* Do this
Isolate every line in the records below with "that" in it.

* Records shown
○ ○ ○
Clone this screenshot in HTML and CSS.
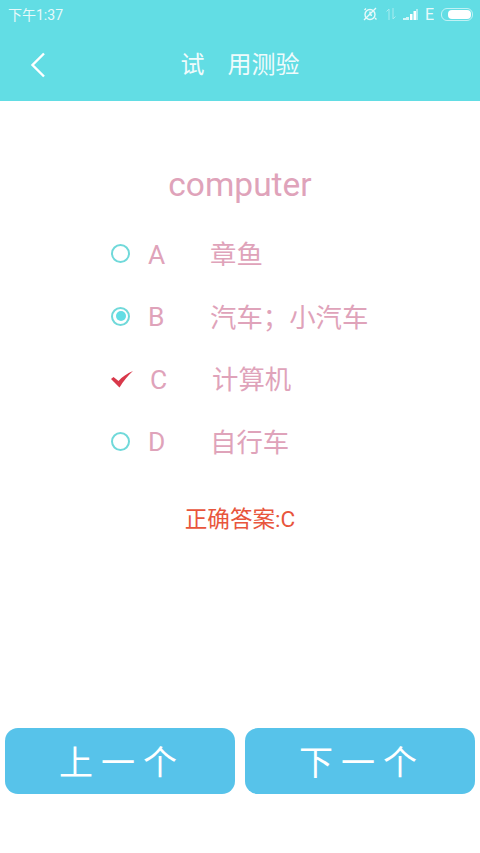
○ ○ ○
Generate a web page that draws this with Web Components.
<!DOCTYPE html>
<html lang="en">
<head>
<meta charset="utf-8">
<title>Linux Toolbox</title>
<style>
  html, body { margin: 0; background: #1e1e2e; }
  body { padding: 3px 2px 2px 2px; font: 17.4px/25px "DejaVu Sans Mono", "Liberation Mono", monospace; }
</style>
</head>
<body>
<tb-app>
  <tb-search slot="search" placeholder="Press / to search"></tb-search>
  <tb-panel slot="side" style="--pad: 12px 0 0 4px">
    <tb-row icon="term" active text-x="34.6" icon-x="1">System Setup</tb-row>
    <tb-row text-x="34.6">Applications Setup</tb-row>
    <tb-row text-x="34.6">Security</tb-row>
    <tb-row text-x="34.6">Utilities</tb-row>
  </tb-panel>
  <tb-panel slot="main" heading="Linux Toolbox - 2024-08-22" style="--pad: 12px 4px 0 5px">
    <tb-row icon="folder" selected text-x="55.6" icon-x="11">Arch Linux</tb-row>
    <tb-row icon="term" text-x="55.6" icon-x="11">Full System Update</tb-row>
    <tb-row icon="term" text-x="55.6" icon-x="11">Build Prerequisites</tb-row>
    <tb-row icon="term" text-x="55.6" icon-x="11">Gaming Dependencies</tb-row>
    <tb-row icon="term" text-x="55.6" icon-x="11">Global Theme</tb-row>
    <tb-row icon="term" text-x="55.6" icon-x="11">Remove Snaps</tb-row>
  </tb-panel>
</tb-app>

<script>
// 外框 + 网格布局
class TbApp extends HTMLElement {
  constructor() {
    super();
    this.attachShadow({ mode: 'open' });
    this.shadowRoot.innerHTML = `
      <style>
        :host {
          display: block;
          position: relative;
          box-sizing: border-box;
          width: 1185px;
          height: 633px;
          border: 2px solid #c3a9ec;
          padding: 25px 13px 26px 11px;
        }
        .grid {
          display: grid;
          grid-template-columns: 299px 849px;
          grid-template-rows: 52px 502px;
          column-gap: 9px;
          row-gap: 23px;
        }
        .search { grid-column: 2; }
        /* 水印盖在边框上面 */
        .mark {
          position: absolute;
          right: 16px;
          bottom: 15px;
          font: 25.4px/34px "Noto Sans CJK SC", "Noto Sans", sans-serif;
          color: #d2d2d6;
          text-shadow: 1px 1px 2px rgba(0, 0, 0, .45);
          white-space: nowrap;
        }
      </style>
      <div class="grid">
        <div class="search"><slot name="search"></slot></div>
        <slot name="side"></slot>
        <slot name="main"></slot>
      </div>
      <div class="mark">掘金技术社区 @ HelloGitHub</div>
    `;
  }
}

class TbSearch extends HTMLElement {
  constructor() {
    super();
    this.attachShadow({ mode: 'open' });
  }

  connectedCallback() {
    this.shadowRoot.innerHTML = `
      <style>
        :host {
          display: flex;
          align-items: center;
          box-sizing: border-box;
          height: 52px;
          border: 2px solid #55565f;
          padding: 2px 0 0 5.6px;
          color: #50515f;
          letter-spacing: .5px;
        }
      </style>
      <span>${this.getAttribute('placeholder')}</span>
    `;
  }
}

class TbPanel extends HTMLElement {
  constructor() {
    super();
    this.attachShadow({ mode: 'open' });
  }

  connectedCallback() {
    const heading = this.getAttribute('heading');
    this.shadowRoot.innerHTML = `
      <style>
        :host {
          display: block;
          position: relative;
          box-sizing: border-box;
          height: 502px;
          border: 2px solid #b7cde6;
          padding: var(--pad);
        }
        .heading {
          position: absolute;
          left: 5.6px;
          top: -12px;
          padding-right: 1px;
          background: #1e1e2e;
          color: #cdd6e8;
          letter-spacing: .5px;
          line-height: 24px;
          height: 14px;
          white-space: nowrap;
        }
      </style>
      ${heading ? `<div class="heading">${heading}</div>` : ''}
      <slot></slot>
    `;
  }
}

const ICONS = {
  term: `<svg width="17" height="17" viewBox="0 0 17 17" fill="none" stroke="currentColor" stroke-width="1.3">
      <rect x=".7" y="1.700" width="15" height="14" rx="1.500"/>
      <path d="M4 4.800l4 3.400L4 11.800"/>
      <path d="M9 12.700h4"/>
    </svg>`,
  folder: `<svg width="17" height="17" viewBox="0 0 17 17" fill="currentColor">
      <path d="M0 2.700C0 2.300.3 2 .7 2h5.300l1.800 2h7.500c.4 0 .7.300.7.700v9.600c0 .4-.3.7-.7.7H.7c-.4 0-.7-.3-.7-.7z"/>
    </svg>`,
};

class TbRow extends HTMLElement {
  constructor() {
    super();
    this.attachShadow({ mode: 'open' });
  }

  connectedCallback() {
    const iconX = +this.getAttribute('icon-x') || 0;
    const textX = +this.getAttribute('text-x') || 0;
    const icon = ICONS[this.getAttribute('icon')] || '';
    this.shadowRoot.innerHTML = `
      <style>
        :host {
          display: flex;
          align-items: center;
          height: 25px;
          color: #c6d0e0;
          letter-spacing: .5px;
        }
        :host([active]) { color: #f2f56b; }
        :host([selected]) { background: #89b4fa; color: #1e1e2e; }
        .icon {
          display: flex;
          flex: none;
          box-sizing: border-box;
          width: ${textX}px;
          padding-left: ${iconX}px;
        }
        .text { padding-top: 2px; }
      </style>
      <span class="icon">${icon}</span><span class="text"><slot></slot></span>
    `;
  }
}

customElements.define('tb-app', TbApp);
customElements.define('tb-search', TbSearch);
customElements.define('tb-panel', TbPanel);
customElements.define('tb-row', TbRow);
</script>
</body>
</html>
○ ○ ○
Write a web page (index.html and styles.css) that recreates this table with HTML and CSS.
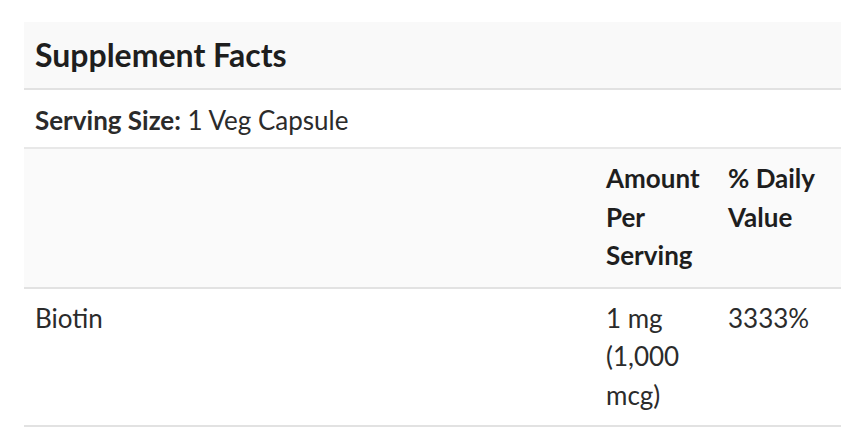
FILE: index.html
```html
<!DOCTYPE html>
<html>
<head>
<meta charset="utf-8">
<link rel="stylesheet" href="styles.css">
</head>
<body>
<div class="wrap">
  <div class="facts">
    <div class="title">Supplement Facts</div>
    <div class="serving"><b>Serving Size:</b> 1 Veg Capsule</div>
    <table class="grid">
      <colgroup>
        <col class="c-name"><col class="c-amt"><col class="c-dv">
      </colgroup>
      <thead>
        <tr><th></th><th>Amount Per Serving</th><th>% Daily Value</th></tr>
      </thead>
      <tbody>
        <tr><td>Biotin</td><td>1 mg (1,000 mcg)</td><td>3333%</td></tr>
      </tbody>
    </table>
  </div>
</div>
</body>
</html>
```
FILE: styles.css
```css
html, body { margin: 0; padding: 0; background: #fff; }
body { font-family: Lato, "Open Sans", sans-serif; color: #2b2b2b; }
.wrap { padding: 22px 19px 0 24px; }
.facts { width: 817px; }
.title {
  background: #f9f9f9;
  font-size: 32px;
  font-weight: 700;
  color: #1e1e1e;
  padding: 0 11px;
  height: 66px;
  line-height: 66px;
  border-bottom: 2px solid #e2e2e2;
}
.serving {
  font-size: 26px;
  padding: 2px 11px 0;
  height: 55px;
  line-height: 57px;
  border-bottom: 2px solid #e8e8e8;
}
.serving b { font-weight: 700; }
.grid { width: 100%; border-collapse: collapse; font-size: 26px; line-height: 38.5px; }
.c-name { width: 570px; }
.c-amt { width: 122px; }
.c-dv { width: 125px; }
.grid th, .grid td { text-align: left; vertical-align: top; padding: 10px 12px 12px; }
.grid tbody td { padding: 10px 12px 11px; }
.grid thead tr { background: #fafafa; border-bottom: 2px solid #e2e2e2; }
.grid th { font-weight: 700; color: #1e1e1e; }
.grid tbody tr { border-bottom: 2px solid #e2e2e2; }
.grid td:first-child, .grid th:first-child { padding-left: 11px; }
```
○ ○ ○
* Reply to the task
Generate a web page that draws this with Web Components.
Write a web page (index.html and styles.css) that recreates this table with HTML and CSS.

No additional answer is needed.